Searches for charset= pattern in the content string
Handles quoted and unquoted values
Extracts encoding name (e.g., “UTF-8”, “windows-1251”)

Data Structures¶

typedef struct {
    const lxb_char_t *name;  /* Pointer to encoding name */
    const lxb_char_t *end;   /* Pointer to end of name */
} lxb_html_encoding_entry_t;

typedef struct {
    lexbor_array_obj_t cache;   /* Internal cache for attribute deduplication */
    lexbor_array_obj_t result;  /* Array of found encoding entries */
} lxb_html_encoding_t;

Usage Example¶

#include <lexbor/html/encoding.h>

int main(void)
{
    const lxb_char_t html[] =
        "<!DOCTYPE html>"
        "<html>"
        "<head>"
        "  <meta charset=\"UTF-8\">"
        "  <title>Test</title>"
        "</head>"
        "<body>Content</body>"
        "</html>";

    /* Create and initialize encoding detector */
    lxb_html_encoding_t *enc = lxb_html_encoding_create();
    if (enc == NULL) {
        return EXIT_FAILURE;
    }

    lxb_status_t status = lxb_html_encoding_init(enc);
    if (status != LXB_STATUS_OK) {
        lxb_html_encoding_destroy(enc, true);
        return EXIT_FAILURE;
    }

    /* Detect encoding in raw HTML */
    status = lxb_html_encoding_determine(enc, html, html + sizeof(html) - 1);
    if (status != LXB_STATUS_OK) {
        lxb_html_encoding_destroy(enc, true);
        return EXIT_FAILURE;
    }

    /* Get detected encodings */
    size_t count = lxb_html_encoding_meta_length(enc);

    for (size_t i = 0; i < count; i++) {
        lxb_html_encoding_entry_t *entry = lxb_html_encoding_meta_entry(enc, i);
        size_t name_len = entry->end - entry->name;

        printf("Found encoding: %.*s\n", (int) name_len, entry->name);
    }

    /* Clean up */
    lxb_html_encoding_destroy(enc, true);

    return 0;
}

Output:

Found encoding: UTF-8

Reusing Encoding Detector¶

You can reuse the encoding detector object for multiple documents:

lxb_html_encoding_t *enc = lxb_html_encoding_create();
lxb_html_encoding_init(enc);

/* First document */
lxb_html_encoding_determine(enc, html1, html1_end);
/* Process results... */

/* Clean for reuse */
lxb_html_encoding_clean(enc);

/* Second document */
lxb_html_encoding_determine(enc, html2, html2_end);
/* Process results... */

/* Destroy when done */
lxb_html_encoding_destroy(enc, true);

Helper Functions¶

/* Access results */
lxb_html_encoding_entry_t *lxb_html_encoding_meta_entry(lxb_html_encoding_t *em, size_t idx);
size_t lxb_html_encoding_meta_length(lxb_html_encoding_t *em);
lexbor_array_obj_t *lxb_html_encoding_meta_result(lxb_html_encoding_t *em);

/* Lifecycle */
lxb_html_encoding_t *lxb_html_encoding_create(void);
lxb_status_t lxb_html_encoding_init(lxb_html_encoding_t *em);
void lxb_html_encoding_clean(lxb_html_encoding_t *em);
lxb_html_encoding_t *lxb_html_encoding_destroy(lxb_html_encoding_t *em, bool self_destroy);

Important Notes¶

First Wins: When multiple encoding declarations are found, only the first valid one should be used (though the detector returns all found declarations).
Not Full Parsing: This is a lightweight scanner, not a full HTML parser.
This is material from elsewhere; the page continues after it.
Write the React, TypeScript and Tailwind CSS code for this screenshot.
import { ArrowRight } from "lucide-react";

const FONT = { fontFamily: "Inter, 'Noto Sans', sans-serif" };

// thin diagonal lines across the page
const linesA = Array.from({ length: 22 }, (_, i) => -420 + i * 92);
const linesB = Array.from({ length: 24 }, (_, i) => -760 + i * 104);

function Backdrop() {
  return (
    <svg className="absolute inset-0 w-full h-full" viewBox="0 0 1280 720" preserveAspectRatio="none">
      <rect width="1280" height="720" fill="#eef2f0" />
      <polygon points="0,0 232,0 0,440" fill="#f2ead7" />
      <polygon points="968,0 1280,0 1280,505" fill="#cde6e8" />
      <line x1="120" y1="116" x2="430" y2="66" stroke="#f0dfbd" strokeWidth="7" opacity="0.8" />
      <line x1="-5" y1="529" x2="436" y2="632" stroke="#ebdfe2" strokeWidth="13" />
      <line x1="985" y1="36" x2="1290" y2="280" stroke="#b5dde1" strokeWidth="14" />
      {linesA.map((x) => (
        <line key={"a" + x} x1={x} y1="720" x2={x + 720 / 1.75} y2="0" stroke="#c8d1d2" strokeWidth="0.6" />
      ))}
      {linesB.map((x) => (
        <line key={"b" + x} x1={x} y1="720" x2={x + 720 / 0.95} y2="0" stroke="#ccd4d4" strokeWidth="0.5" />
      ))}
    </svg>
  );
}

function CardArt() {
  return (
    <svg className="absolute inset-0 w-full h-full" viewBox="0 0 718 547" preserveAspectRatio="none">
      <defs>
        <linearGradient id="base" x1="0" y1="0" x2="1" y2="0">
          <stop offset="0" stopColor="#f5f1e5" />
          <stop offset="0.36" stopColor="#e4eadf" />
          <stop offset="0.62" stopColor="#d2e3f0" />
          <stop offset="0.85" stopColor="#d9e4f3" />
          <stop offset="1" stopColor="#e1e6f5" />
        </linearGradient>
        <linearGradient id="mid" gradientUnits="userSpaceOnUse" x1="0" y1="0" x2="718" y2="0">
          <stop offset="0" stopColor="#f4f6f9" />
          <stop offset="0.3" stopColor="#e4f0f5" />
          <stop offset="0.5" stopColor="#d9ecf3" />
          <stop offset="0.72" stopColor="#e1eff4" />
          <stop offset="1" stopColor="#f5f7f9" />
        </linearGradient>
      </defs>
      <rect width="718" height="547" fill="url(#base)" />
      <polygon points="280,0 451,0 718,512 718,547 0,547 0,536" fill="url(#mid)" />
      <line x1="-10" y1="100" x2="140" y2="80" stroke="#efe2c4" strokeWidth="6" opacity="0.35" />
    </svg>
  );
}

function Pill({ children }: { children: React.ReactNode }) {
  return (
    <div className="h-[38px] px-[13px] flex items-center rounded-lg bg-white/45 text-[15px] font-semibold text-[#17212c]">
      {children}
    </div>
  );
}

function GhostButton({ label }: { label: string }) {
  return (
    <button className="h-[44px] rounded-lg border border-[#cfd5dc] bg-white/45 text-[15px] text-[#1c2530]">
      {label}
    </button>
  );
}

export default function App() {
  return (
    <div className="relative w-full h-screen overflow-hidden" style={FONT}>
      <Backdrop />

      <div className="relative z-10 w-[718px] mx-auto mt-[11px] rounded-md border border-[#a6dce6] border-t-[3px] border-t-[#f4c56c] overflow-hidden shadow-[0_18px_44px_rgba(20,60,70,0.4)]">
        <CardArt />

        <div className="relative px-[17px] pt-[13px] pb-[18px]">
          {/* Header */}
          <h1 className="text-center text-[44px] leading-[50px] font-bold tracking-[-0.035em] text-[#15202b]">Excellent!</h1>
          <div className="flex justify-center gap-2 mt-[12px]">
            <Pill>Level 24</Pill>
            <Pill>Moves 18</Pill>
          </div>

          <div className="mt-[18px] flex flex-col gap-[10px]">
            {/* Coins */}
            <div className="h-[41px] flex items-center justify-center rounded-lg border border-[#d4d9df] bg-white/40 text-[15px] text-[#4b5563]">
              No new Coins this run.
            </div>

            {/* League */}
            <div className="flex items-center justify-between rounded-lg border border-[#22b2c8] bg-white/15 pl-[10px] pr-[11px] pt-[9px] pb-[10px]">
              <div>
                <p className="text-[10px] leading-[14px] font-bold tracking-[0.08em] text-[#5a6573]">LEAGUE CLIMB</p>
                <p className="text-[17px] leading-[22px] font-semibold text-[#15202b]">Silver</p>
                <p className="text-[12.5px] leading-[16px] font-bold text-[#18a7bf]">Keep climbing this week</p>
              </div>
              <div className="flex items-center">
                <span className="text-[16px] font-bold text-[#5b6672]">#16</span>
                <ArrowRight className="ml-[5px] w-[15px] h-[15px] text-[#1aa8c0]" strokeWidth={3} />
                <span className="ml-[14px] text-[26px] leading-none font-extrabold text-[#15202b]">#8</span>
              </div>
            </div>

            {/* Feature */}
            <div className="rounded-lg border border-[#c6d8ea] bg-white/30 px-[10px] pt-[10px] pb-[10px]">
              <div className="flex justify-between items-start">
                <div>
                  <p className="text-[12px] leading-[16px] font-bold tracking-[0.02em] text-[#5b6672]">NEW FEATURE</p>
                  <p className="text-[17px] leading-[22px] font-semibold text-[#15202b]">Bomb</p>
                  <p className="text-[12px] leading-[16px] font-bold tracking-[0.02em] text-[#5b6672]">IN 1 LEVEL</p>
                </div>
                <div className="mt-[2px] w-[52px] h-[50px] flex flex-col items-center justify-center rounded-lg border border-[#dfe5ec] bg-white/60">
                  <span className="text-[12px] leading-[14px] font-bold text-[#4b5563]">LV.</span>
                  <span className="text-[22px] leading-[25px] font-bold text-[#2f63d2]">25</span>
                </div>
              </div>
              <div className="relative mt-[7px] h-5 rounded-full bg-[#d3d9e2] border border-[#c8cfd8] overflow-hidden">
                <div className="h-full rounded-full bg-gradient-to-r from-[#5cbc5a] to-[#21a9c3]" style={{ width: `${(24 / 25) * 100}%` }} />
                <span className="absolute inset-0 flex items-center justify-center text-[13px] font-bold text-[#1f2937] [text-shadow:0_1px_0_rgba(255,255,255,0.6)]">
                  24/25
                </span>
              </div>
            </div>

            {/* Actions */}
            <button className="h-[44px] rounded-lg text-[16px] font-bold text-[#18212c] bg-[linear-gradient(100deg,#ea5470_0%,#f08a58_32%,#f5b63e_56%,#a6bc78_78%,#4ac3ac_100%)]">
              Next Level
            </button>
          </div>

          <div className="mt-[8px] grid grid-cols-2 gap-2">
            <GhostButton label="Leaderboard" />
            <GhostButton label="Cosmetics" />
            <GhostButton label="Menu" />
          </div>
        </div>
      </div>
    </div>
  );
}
It’s designed specifically for quick encoding detection.
BOM Not Handled: This detector only searches for <meta> tag declarations. Byte Order Mark (BOM) detection should be handled separately if needed.
Case Insensitive: Tag names and attribute names are matched case-insensitively, following HTML parsing rules.
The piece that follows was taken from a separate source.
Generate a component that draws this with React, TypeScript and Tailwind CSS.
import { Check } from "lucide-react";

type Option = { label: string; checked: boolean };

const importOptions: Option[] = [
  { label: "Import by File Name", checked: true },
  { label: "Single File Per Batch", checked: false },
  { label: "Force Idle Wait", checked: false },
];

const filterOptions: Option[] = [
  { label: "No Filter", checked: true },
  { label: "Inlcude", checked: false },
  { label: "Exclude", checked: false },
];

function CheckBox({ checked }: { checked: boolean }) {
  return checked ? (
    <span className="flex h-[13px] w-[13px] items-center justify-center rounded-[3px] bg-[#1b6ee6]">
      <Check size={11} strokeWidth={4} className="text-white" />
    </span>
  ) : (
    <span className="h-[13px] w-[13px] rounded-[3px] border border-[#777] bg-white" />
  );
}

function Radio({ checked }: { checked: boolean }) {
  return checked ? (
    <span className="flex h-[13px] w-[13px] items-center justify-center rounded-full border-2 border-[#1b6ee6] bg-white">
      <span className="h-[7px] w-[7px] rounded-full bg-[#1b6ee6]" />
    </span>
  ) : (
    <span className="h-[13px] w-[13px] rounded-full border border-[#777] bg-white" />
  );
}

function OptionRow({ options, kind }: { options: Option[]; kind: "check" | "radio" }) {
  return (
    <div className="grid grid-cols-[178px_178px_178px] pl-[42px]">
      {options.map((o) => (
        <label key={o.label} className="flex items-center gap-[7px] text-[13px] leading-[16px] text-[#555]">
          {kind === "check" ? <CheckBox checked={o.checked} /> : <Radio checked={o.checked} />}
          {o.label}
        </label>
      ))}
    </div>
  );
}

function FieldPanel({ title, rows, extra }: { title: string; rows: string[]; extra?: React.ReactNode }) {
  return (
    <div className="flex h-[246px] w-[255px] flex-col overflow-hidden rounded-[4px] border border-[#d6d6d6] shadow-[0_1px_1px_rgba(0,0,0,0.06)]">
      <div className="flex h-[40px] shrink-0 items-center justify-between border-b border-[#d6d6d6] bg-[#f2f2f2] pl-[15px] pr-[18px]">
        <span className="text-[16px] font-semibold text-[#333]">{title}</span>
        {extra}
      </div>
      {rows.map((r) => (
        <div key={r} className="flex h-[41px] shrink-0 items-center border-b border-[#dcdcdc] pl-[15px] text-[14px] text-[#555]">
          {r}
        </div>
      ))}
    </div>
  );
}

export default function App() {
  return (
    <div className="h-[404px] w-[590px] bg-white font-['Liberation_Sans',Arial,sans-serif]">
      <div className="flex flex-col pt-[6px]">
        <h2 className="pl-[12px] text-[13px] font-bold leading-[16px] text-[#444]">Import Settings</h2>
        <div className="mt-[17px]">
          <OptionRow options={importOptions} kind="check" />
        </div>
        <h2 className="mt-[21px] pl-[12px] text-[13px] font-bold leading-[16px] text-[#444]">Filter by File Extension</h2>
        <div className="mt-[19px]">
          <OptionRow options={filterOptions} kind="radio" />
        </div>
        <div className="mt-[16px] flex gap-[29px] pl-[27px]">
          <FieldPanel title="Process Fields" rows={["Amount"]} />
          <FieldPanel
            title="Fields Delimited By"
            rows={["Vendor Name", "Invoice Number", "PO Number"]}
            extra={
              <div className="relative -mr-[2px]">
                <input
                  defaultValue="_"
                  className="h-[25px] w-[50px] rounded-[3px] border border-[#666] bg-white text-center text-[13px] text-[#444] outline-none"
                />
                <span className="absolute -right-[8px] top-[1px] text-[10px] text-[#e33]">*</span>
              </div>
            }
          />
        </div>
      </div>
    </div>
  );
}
Specification compliance and testing¶

“Is the tree structure the same as in the browser? How about compliance with the specifications?”

A very common question that we will answer in detail right here.

Lexbor complies with the live HTML specification from WHATWG, which is constantly being updated and developed. Why the living standard and not HTML5? Because HTML5 is an outdated version of the standard that does not reflect the current implementation and development of HTML. WHATWG supports the living standard, which is constantly being updated and developed, unlike the static version of HTML5, which was frozen in 2014. In short: lexbor processes HTML in exactly the same way as modern browsers because browsers and lexbor follow the same living standard from WHATWG.

What the specification says about the abbreviation HTML5:

The term "HTML5" is widely used as a buzzword to refer to modern web technologies, many of which (though by no means all) are developed at the WHATWG.

We strive to maintain full compliance with this specification, which guarantees the correct processing of all aspects of HTML, including syntax, document structure, error handling, and much more.

About the tests.

Many HTML parser developers refer to the html5lib_tests (which are also used by browser developers). These are excellent tests and a tremendous amount of work has gone into them. Lexbor passes these tests.

Tokenizer tests:

Results: 6806 total, 0 failed, 6806 passed

Tree construction tests:

Results: 1782 total, 0 failed, 1782 passed

Encoding tests:

Results: 82 total, 0 failed, 82 passed

In fact, there are fewer tree-building tests in the original html5lib_tests than indicated above; we have forked them and are adding our own as needed, as the specifications change. Moreover, the current html5lib_tests do not comply with the specification and are outdated. Take, for example, the test:

#data
<input><option>
#errors
#document-fragment
select
#document
| <input>
| <option>

The result should be:

#document
| <option>

So it turns out that the tests don’t keep up with the specifications. We monitor all of this and strive to comply with the live specification as much as possible.

In addition, fuzzing testing and running through a million real HTML files with ASAN and MSAN are used.